## WRITTEN EXERCISE
Your task is to transcribe all of the records exactly and leave out the pictures.

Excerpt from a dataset

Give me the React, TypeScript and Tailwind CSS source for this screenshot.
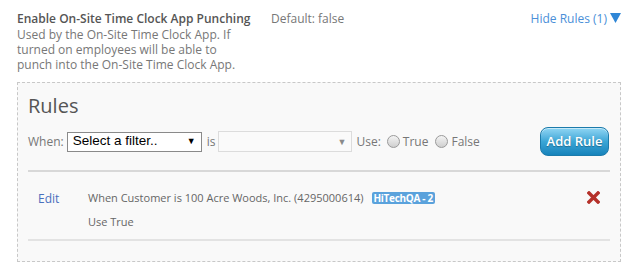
import React from 'react';

const font = { fontFamily: '"Open Sans", "Noto Sans", sans-serif' };

const Radio: React.FC<{ label: string }> = ({ label }) => (
    <label className="flex items-center gap-[3px]">
        <span className="w-[13px] h-[13px] rounded-full border border-[#9a9a9a] bg-gradient-to-b from-[#f4f4f4] to-[#cfcfcf]" />
        <span>{label}</span>
    </label>
);

const App: React.FC = () => {
    return (
        <div className="w-[634px] h-[270px] bg-white text-[12px] text-[#666] overflow-hidden" style={font}>
            {/* Setting header */}
            <div className="flex pl-[17px] pr-[13px] pt-[11px]">
                <div className="w-[254px]">
                    <div className="font-semibold text-[#555] leading-[16px]">Enable On-Site Time Clock App Punching</div>
                    <div className="text-[#777] leading-[15px] w-[220px]">
                        Used by the On-Site Time Clock App. If turned on employees will be able to punch into the On-Site Time Clock App.
                    </div>
                </div>
                <div className="text-[#777] leading-[16px]">Default: false</div>
                <div className="ml-auto flex items-start gap-[3px] text-[#4a8fd8] leading-[16px]">
                    <span>Hide Rules (1)</span>
                    <svg width="11" height="10" viewBox="0 0 11 10" className="mt-[2px]">
                        <path d="M0 0 H11 L5.5 10 Z" fill="#2f86d6" />
                    </svg>
                </div>
            </div>

            {/* Rules box */}
            <div className="mt-[10px] ml-[17px] w-[604px] h-[180px] border border-dashed border-[#c8c8c8] bg-[#f9f9f9] px-[10px] pt-[10px]">
                <h2 className="text-[20px] leading-[26px] text-[#555]">Rules</h2>
                <div className="flex items-center mt-[8px] text-[#777]">
                    <span>When:</span>
                    <div className="ml-[3px] w-[135px] h-[20px] bg-white border border-[#8a8a8a] flex items-center px-[5px] text-[13.5px] text-black" style={{ fontFamily: '"Liberation Sans", Arial, sans-serif' }}>
                        <span className="flex-1">Select a filter..</span>
                        <span className="text-[9px]">▼</span>
                    </div>
                    <span className="ml-[5px]">is</span>
                    <div className="ml-[3px] w-[134px] h-[21px] bg-[#fafafa] border border-[#dcdcdc] flex items-center justify-end px-[5px]">
                        <span className="text-[9px] text-[#8a8a8a]">▼</span>
                    </div>
                    <span className="ml-[4px]">Use:</span>
                    <div className="ml-[6px] flex items-center gap-[7px]">
                        <Radio label="True" />
                        <Radio label="False" />
                    </div>
                    <button className="ml-auto mr-[1px] w-[69px] h-[29px] rounded-[8px] border border-[#1c7bab] bg-gradient-to-b from-[#8fd6f4] via-[#3aa6d6] to-[#1683bb] text-white text-[13px] font-semibold shadow-[inset_0_1px_0_rgba(255,255,255,0.5)]" style={{ textShadow: '0 1px 1px rgba(0,0,0,0.3)' }}>
                        Add Rule
                    </button>
                </div>

                <div className="mt-[14px] border-t-2 border-[#d8d8d8]">
                    <div className="flex pt-[18px] pb-[9px] border-b-2 border-[#e3e3e3]">
                        <div className="w-[60px] pl-[10px] text-[#4a6fbd]">Edit</div>
                        <div className="flex-1 text-[#666] text-[11px]">
                            <div className="flex items-center gap-[8px] leading-[16px]">
                                <span>When Customer is 100 Acre Woods, Inc. (4295000614)</span>
                                <span className="bg-[#5aa2dc] text-white font-bold text-[10px] leading-[12px] px-[2px] rounded-[2px] tracking-[-0.3px]">HiTechQA - 2</span>
                            </div>
                            <div className="mt-[8px] leading-[16px]">Use True</div>
                        </div>
                        <div className="pr-[10px] pt-[1px]">
                            <svg width="13" height="13" viewBox="0 0 13 13">
                                <path d="M2 2 L11 11 M11 2 L2 11" stroke="#b5312a" strokeWidth="3.4" strokeLinecap="square" />
                            </svg>
                        </div>
                    </div>
                </div>
            </div>
        </div>
    );
};

export default App;
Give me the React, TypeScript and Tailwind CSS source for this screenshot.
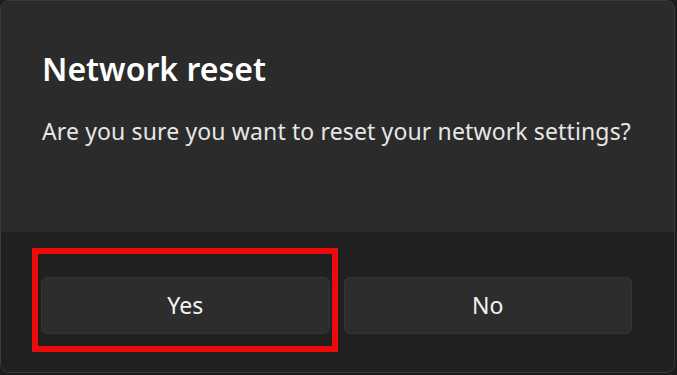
import React from 'react';

const font = { fontFamily: '"Noto Sans", "Open Sans", sans-serif' };

const DialogButton = ({ label }: { label: string }) => (
  <button className="h-[57px] flex-1 rounded-[6px] border border-[#353535] bg-[#2d2d2d] text-[23px] text-[#f3f3f3]">
    {label}
  </button>
);

const App = () => {
  return (
    <div className="h-[375px] w-[677px] bg-[#1c1c1c]" style={font}>
      <div className="flex h-[373px] w-[675px] flex-col overflow-hidden rounded-[9px] border border-[#3b3b3b] bg-[#2b2b2b]">
        <div className="h-[231px] pl-[41px] pt-[46px]">
          <h1 className="text-[32px] font-semibold leading-[44px] text-white">Network reset</h1>
          <p className="mt-[25px] text-[23px] leading-[30px] tracking-[0.13px] text-[#e6e6e6]">
            Are you sure you want to reset your network settings?
          </p>
        </div>
        <div className="relative flex flex-1 gap-[14px] border-t border-[#1d1d1d] bg-[#202020] pl-[40px] pr-[42px] pt-[44px]">
          <DialogButton label="Yes" />
          <DialogButton label="No" />
          <div className="absolute left-[31px] top-[15px] h-[104px] w-[306px] border-[6px] border-[#ee0a0a]" />
        </div>
      </div>
    </div>
  );
};

export default App;
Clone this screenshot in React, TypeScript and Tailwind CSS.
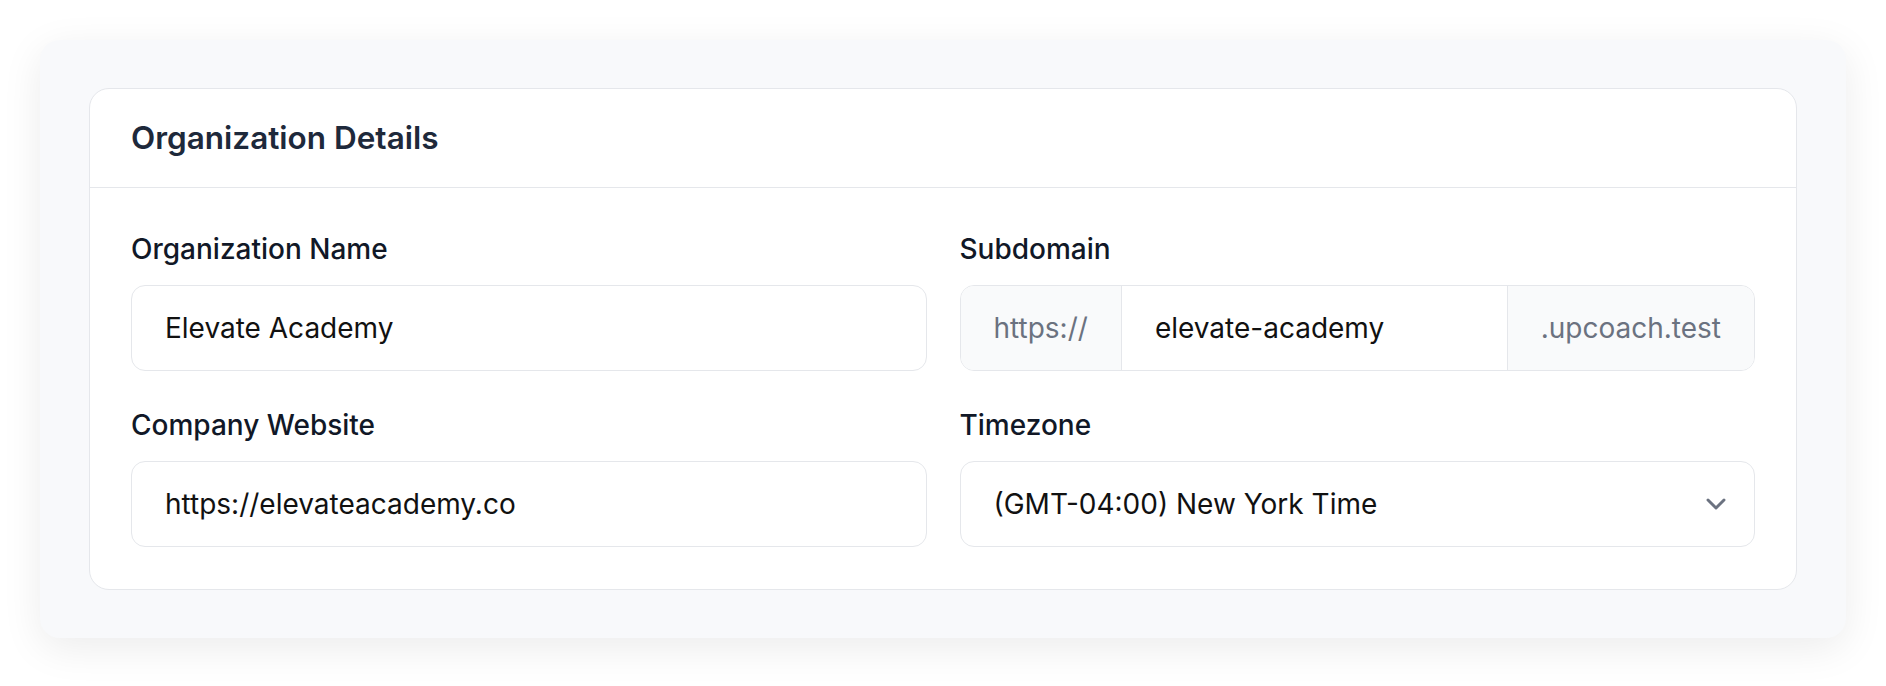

## THE ANSWER
Give me the React, TypeScript and Tailwind CSS source for this screenshot.
import React from 'react';

const font = { fontFamily: '"Open Sans", "Noto Sans", sans-serif' };

const Radio: React.FC<{ label: string }> = ({ label }) => (
    <label className="flex items-center gap-[3px]">
        <span className="w-[13px] h-[13px] rounded-full border border-[#9a9a9a] bg-gradient-to-b from-[#f4f4f4] to-[#cfcfcf]" />
        <span>{label}</span>
    </label>
);

const App: React.FC = () => {
    return (
        <div className="w-[634px] h-[270px] bg-white text-[12px] text-[#666] overflow-hidden" style={font}>
            {/* Setting header */}
            <div className="flex pl-[17px] pr-[13px] pt-[11px]">
                <div className="w-[254px]">
                    <div className="font-semibold text-[#555] leading-[16px]">Enable On-Site Time Clock App Punching</div>
                    <div className="text-[#777] leading-[15px] w-[220px]">
                        Used by the On-Site Time Clock App. If turned on employees will be able to punch into the On-Site Time Clock App.
                    </div>
                </div>
                <div className="text-[#777] leading-[16px]">Default: false</div>
                <div className="ml-auto flex items-start gap-[3px] text-[#4a8fd8] leading-[16px]">
                    <span>Hide Rules (1)</span>
                    <svg width="11" height="10" viewBox="0 0 11 10" className="mt-[2px]">
                        <path d="M0 0 H11 L5.5 10 Z" fill="#2f86d6" />
                    </svg>
                </div>
            </div>

            {/* Rules box */}
            <div className="mt-[10px] ml-[17px] w-[604px] h-[180px] border border-dashed border-[#c8c8c8] bg-[#f9f9f9] px-[10px] pt-[10px]">
                <h2 className="text-[20px] leading-[26px] text-[#555]">Rules</h2>
                <div className="flex items-center mt-[8px] text-[#777]">
                    <span>When:</span>
                    <div className="ml-[3px] w-[135px] h-[20px] bg-white border border-[#8a8a8a] flex items-center px-[5px] text-[13.5px] text-black" style={{ fontFamily: '"Liberation Sans", Arial, sans-serif' }}>
                        <span className="flex-1">Select a filter..</span>
                        <span className="text-[9px]">▼</span>
                    </div>
                    <span className="ml-[5px]">is</span>
                    <div className="ml-[3px] w-[134px] h-[21px] bg-[#fafafa] border border-[#dcdcdc] flex items-center justify-end px-[5px]">
                        <span className="text-[9px] text-[#8a8a8a]">▼</span>
                    </div>
                    <span className="ml-[4px]">Use:</span>
                    <div className="ml-[6px] flex items-center gap-[7px]">
                        <Radio label="True" />
                        <Radio label="False" />
                    </div>
                    <button className="ml-auto mr-[1px] w-[69px] h-[29px] rounded-[8px] border border-[#1c7bab] bg-gradient-to-b from-[#8fd6f4] via-[#3aa6d6] to-[#1683bb] text-white text-[13px] font-semibold shadow-[inset_0_1px_0_rgba(255,255,255,0.5)]" style={{ textShadow: '0 1px 1px rgba(0,0,0,0.3)' }}>
                        Add Rule
                    </button>
                </div>

                <div className="mt-[14px] border-t-2 border-[#d8d8d8]">
                    <div className="flex pt-[18px] pb-[9px] border-b-2 border-[#e3e3e3]">
                        <div className="w-[60px] pl-[10px] text-[#4a6fbd]">Edit</div>
                        <div className="flex-1 text-[#666] text-[11px]">
                            <div className="flex items-center gap-[8px] leading-[16px]">
                                <span>When Customer is 100 Acre Woods, Inc. (4295000614)</span>
                                <span className="bg-[#5aa2dc] text-white font-bold text-[10px] leading-[12px] px-[2px] rounded-[2px] tracking-[-0.3px]">HiTechQA - 2</span>
                            </div>
                            <div className="mt-[8px] leading-[16px]">Use True</div>
                        </div>
                        <div className="pr-[10px] pt-[1px]">
                            <svg width="13" height="13" viewBox="0 0 13 13">
                                <path d="M2 2 L11 11 M11 2 L2 11" stroke="#b5312a" strokeWidth="3.4" strokeLinecap="square" />
                            </svg>
                        </div>
                    </div>
                </div>
            </div>
        </div>
    );
};

export default App;
Give me the React, TypeScript and Tailwind CSS source for this screenshot.
import React from 'react';

const font = { fontFamily: '"Noto Sans", "Open Sans", sans-serif' };

const DialogButton = ({ label }: { label: string }) => (
  <button className="h-[57px] flex-1 rounded-[6px] border border-[#353535] bg-[#2d2d2d] text-[23px] text-[#f3f3f3]">
    {label}
  </button>
);

const App = () => {
  return (
    <div className="h-[375px] w-[677px] bg-[#1c1c1c]" style={font}>
      <div className="flex h-[373px] w-[675px] flex-col overflow-hidden rounded-[9px] border border-[#3b3b3b] bg-[#2b2b2b]">
        <div className="h-[231px] pl-[41px] pt-[46px]">
          <h1 className="text-[32px] font-semibold leading-[44px] text-white">Network reset</h1>
          <p className="mt-[25px] text-[23px] leading-[30px] tracking-[0.13px] text-[#e6e6e6]">
            Are you sure you want to reset your network settings?
          </p>
        </div>
        <div className="relative flex flex-1 gap-[14px] border-t border-[#1d1d1d] bg-[#202020] pl-[40px] pr-[42px] pt-[44px]">
          <DialogButton label="Yes" />
          <DialogButton label="No" />
          <div className="absolute left-[31px] top-[15px] h-[104px] w-[306px] border-[6px] border-[#ee0a0a]" />
        </div>
      </div>
    </div>
  );
};

export default App;
Clone this screenshot in React, TypeScript and Tailwind CSS.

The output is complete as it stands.